§ Task to complete
Select lines where the word "this" appears.

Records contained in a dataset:
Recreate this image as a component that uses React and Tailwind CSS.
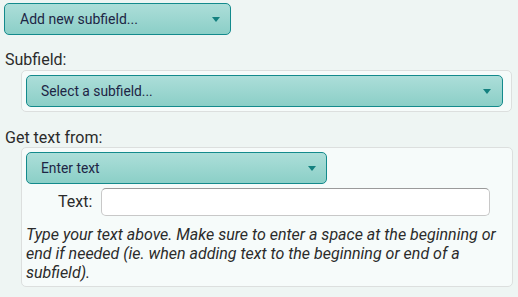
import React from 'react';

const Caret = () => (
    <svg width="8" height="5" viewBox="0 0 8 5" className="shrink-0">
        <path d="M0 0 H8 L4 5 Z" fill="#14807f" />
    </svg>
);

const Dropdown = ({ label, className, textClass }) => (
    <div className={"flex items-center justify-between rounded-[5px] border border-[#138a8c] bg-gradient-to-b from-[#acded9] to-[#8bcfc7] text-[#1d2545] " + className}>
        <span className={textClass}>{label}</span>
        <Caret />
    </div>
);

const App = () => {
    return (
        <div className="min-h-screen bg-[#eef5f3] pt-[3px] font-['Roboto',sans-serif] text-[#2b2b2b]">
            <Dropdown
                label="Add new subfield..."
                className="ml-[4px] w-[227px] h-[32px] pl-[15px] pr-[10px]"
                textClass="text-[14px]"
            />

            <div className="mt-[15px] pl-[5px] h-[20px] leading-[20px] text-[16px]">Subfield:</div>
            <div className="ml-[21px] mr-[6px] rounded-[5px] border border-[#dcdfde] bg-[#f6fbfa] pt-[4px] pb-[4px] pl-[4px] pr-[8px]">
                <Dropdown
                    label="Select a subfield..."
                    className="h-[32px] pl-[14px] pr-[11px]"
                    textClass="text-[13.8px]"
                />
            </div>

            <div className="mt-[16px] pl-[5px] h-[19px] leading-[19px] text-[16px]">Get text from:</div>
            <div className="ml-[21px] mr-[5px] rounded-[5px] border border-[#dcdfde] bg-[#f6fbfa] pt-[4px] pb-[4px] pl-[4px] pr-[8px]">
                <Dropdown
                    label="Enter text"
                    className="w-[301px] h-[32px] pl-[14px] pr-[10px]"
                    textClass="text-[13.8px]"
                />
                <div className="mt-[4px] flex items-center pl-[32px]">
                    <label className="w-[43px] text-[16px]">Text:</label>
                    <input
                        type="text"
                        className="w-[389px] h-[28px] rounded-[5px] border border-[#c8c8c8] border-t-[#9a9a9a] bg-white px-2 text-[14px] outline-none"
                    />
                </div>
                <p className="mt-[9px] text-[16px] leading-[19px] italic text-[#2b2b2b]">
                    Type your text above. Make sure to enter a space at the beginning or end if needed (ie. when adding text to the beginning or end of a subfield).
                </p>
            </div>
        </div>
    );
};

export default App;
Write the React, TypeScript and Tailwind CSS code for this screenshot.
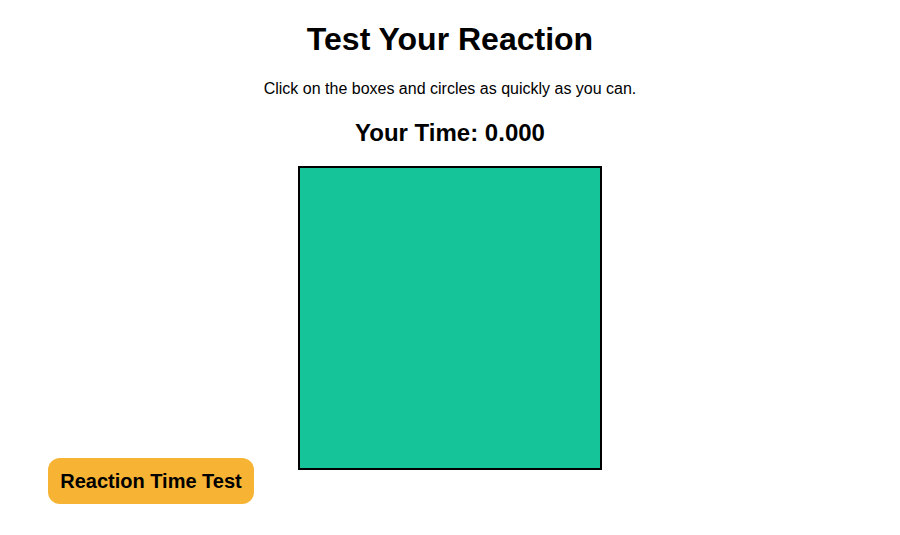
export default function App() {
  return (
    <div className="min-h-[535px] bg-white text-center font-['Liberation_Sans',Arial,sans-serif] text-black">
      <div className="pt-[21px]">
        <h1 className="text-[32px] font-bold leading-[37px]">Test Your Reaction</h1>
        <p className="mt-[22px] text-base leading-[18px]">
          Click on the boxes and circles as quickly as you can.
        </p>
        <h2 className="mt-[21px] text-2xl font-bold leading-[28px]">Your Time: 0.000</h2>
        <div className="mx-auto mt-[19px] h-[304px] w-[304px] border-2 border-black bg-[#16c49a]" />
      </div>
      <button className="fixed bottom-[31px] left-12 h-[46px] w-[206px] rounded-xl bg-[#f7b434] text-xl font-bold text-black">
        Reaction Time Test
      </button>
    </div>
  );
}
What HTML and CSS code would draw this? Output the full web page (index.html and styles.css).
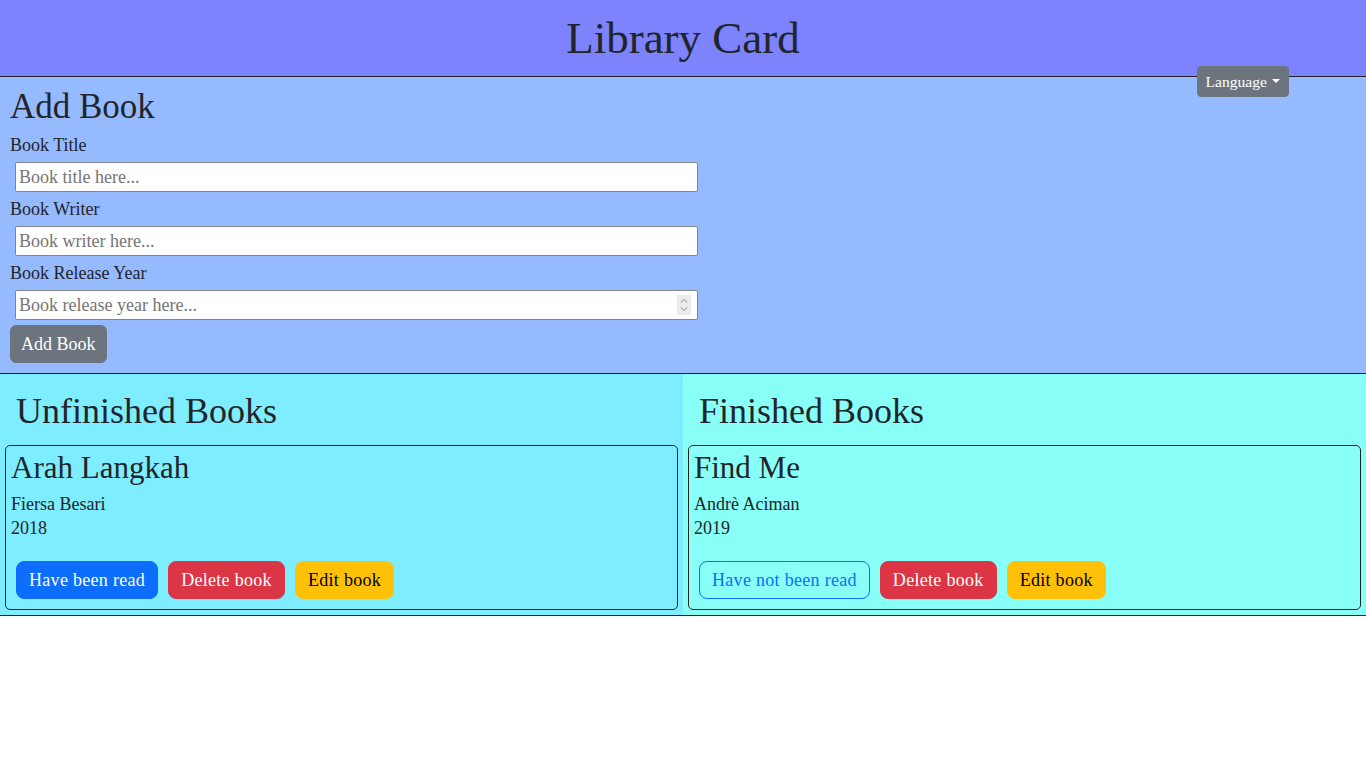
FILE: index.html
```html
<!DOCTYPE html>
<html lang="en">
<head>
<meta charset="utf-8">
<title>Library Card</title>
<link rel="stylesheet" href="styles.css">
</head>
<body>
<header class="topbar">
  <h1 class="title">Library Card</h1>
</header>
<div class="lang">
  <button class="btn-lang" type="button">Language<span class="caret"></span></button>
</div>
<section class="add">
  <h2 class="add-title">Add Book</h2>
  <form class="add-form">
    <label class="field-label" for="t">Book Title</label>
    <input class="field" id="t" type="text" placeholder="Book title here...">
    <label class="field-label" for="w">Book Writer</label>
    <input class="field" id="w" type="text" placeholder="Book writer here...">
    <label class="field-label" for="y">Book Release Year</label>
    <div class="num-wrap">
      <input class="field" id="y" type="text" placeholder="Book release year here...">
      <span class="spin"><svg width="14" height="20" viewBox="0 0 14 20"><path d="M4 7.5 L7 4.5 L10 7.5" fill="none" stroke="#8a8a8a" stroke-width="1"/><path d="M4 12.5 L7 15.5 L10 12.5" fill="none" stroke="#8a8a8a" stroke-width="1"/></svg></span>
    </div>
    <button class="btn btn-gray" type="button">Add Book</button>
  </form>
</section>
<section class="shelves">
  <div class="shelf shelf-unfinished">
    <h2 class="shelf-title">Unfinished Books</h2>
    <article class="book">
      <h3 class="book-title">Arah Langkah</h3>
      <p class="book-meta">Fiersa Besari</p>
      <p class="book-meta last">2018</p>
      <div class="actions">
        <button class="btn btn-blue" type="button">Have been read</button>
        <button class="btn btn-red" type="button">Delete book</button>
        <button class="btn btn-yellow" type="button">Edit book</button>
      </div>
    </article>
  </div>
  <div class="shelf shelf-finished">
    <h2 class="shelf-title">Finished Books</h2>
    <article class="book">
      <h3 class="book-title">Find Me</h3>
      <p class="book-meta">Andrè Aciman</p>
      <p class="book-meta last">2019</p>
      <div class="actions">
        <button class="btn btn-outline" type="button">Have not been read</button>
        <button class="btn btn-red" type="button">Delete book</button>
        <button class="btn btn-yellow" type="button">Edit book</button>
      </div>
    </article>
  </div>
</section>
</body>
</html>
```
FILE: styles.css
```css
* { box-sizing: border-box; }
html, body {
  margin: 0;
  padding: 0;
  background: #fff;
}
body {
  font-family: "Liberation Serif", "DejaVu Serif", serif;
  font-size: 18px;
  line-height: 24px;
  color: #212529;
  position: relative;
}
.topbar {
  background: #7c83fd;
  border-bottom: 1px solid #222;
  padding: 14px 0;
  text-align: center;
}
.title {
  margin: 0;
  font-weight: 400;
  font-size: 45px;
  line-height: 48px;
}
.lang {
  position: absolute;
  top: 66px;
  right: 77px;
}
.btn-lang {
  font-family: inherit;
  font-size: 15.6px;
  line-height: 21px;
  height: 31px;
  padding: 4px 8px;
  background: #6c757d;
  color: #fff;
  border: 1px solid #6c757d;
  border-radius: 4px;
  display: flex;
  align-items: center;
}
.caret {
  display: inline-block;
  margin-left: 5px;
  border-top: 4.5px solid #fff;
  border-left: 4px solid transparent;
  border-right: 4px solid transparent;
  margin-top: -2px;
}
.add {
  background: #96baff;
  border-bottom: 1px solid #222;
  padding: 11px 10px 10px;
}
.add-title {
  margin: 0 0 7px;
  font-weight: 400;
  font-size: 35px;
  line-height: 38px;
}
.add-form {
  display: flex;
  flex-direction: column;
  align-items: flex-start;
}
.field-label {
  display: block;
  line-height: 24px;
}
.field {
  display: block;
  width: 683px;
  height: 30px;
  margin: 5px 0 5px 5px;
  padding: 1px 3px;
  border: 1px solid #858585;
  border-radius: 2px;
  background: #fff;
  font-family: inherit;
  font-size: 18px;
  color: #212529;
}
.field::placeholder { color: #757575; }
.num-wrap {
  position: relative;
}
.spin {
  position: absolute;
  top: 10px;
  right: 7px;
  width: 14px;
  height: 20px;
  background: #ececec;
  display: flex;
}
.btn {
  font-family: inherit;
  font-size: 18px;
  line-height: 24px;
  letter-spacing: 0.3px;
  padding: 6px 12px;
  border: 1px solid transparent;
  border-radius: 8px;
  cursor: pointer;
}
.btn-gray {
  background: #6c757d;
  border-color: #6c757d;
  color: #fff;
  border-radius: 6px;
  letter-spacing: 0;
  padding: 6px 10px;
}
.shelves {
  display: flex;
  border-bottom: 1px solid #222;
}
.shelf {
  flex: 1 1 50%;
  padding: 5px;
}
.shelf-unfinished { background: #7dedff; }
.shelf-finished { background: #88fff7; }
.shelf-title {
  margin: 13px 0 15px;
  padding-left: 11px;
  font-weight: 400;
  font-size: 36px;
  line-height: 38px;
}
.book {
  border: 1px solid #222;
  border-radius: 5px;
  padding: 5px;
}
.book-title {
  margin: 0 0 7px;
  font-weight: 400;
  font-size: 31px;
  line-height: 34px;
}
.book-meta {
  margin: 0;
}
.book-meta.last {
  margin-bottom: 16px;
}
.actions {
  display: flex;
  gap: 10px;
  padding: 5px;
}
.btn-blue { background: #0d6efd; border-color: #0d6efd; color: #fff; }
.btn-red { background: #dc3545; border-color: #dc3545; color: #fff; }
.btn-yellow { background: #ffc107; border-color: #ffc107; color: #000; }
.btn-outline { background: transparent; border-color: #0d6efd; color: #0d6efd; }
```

§ Reply to the task
Recreate this image as a component that uses React and Tailwind CSS.
Write the React, TypeScript and Tailwind CSS code for this screenshot.
What HTML and CSS code would draw this? Output the full web page (index.html and styles.css).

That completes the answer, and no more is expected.